Known by a number of names over the years - Toowoon Bay, Tuggerah Beach, Karagi (the Aboriginal name for the channel) - the settlement around the channel became The Entrance when the post office opened under that name in 1911.

Tourism got under way in the late 19th century with a new emphasis on health and leisure in the culture and the completion of the rail line from Sydney to Newcastle in 1889. Sydneysiders began to travel by launch from the train station at Wyong or from Sydney direct by seaboat, to fish, bath and walk in the area. A holiday camp was established at Toowoon Bay in the early 1890s and the first guesthouse in the area opened at North Entrance in 1895.

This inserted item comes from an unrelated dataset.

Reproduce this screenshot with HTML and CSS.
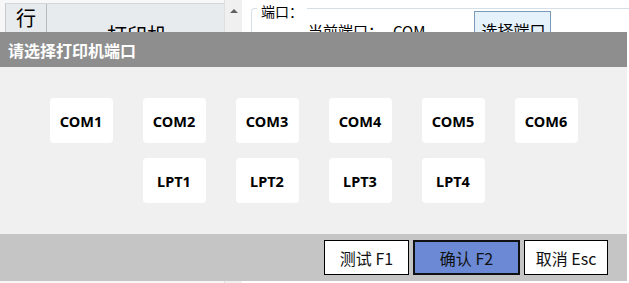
FILE: index.html
```html
<!DOCTYPE html>
<html lang="zh">
<head>
<meta charset="utf-8">
<title>选择打印机端口</title>
<link rel="stylesheet" href="styles.css">
</head>
<body>
<div class="app">
  <div class="table-panel">
    <div class="table-head">
      <div class="cell cell-row">行</div>
      <div class="cell cell-name">打印机</div>
    </div>
  </div>
  <div class="scrollbar"><span class="arrow"></span></div>
  <div class="settings">
    <div class="group">
      <div class="group-title">端口：</div>
      <div class="group-row">
        <span class="label">当前端口：</span>
        <span class="value">COM</span>
        <span class="pick-btn">选择端口</span>
      </div>
    </div>
  </div>
</div>

<div class="dialog">
  <div class="dialog-title">请选择打印机端口</div>
  <div class="dialog-body">
    <div class="ports">
      <div class="port">COM1</div>
      <div class="port">COM2</div>
      <div class="port">COM3</div>
      <div class="port">COM4</div>
      <div class="port">COM5</div>
      <div class="port">COM6</div>
      <div class="port">LPT1</div>
      <div class="port">LPT2</div>
      <div class="port">LPT3</div>
      <div class="port">LPT4</div>
    </div>
  </div>
  <div class="dialog-foot">
    <div class="btn btn-test">测试 F1</div>
    <div class="btn btn-ok">确认 F2</div>
    <div class="btn btn-cancel">取消 Esc</div>
  </div>
</div>
</body>
</html>
```
FILE: styles.css
```css
* { box-sizing: border-box; }
html, body {
  margin: 0;
  padding: 0;
}
body {
  width: 629px;
  height: 283px;
  overflow: hidden;
  position: relative;
  background: #f0f0f0;
  font-family: "Noto Sans CJK SC", "Noto Sans", sans-serif;
  color: #000;
}

/* background application */
.app {
  display: flex;
  height: 283px;
  background: #ffffff;
}
.table-panel {
  width: 225px;
  padding: 3px 0 0 5px;
  background: #f7f7f7;
  border-right: 1px solid #e0e0e0;
}
.table-head {
  display: flex;
  height: 60px;
  background: #e8ebee;
  border-top: 1px solid #d4d7da;
  border-left: 1px solid #c8cbce;
}
.cell {
  font-size: 20px;
  line-height: 20px;
}
.cell-row {
  width: 41px;
  padding: 4px 0 0 10px;
  border-right: 1px solid #b8bbbe;
}
.cell-name {
  flex: 1;
  padding: 21px 0 0 60px;
}
.scrollbar {
  width: 17px;
  background: #f0f0f0;
  display: flex;
  justify-content: center;
  padding-top: 9px;
}
.arrow {
  width: 0;
  height: 0;
  border-left: 4px solid transparent;
  border-right: 4px solid transparent;
  border-bottom: 4px solid #606060;
}
.settings {
  flex: 1;
  padding: 8px 0 0 9px;
}
.group {
  position: relative;
  height: 80px;
  border-top: 1px solid #d5dfe5;
  border-left: 1px solid #d5dfe5;
  border-radius: 4px 0 0 0;
}
.group-title {
  position: absolute;
  left: 5px;
  top: -5px;
  padding: 0 4px;
  background: #ffffff;
  font-size: 14px;
  line-height: 14px;
}
.group-row {
  display: flex;
  align-items: flex-start;
  padding: 12px 0 0 56px;
  font-size: 15px;
  line-height: 20px;
}
.value {
  margin-left: 10px;
}
.pick-btn {
  margin-left: 49px;
  margin-top: -10px;
  width: 77px;
  height: 40px;
  border: 1px solid #7a9ab8;
  background: #e5f1fb;
  font-size: 16px;
  line-height: 20px;
  padding: 8px 0 0 6px;
}

/* modal dialog over the application */
.dialog {
  position: absolute;
  left: 0;
  top: 32px;
  width: 627px;
  height: 249px;
  display: flex;
  flex-direction: column;
}
.dialog-title {
  height: 35px;
  background: #8e8e8e;
  color: #ffffff;
  font-size: 16px;
  font-weight: bold;
  display: flex;
  align-items: center;
  padding-left: 8px;
}
.dialog-body {
  height: 167px;
  background: #f0f0f0;
  display: flex;
  align-items: center;
  justify-content: center;
}
.ports {
  width: 528px;
  display: flex;
  flex-wrap: wrap;
  justify-content: center;
  gap: 15px 30px;
}
.port {
  width: 63px;
  height: 45px;
  background: #ffffff;
  border-radius: 4px;
  display: flex;
  align-items: center;
  justify-content: center;
  font-family: "Noto Sans", "Noto Sans CJK SC", sans-serif;
  font-size: 14.5px;
  font-weight: bold;
  color: #000;
}
.dialog-foot {
  height: 47px;
  background: #c5c5c5;
  display: flex;
  justify-content: flex-end;
  align-items: center;
  gap: 4px;
  padding-right: 19px;
}
.btn {
  height: 35px;
  display: flex;
  align-items: center;
  justify-content: center;
  font-size: 16px;
  color: #111;
  background: #ffffff;
  border: 1px solid #000;
}
.btn-test { width: 85px; }
.btn-ok {
  width: 107px;
  background: #6b89d4;
  border: 2px solid #111;
}
.btn-cancel { width: 84px; }
```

The first school opened in 1915 and the first church was built in 1926. Growth remained slow until the 1920s but, in that decade, The Entrance became a popular tourist spot for people drawn by the fishing and beaches. The first bridge linking the two sides of the channel was erected in 1934. The Entrance has been a particularly popular tourist destination since the freeway was built in the 1960s.

Anglers will find the area good for flathead, whiting, bream, blackfish and prawns. The sea-wall adjoining the boatshed near the bridge is a good spot for blackfish. Surf fishing from November to April yields jewfish, whiting and tailor.

The lake is the principal coastal lagoon of an interconnected 80 sq km lake system. At its northern tip a narrow channel separates it from Budgewoi Lake which is joined, at its north-eastern corner, to Lake Munmorah. Tuggerah Lake is about 12 x 8 km in diameter. The three lagoons are separated from the Pacific Ocean by long, narrow peninsulas but share common access to the ocean at The Entrance. Less than 2 m deep on average, shark-free and fed by small streams such as Wyong Creek the lakes are ideal for waterskiing, canoeing, sailing, rowing and sailboarding. The lakes and foreshores were cleaned up and restored in the late 1980s. Tuggerah Lake is also ideal for anglers. Blackfish, whiting, mullet, snapper, bream, flounder, tailor, flathead, jewfish, tarwhine and crabs can all be caught from the foreshores. Prawns are usually plentiful in mid-summer and can be snared at night with a lamp and net by wading into the shallows.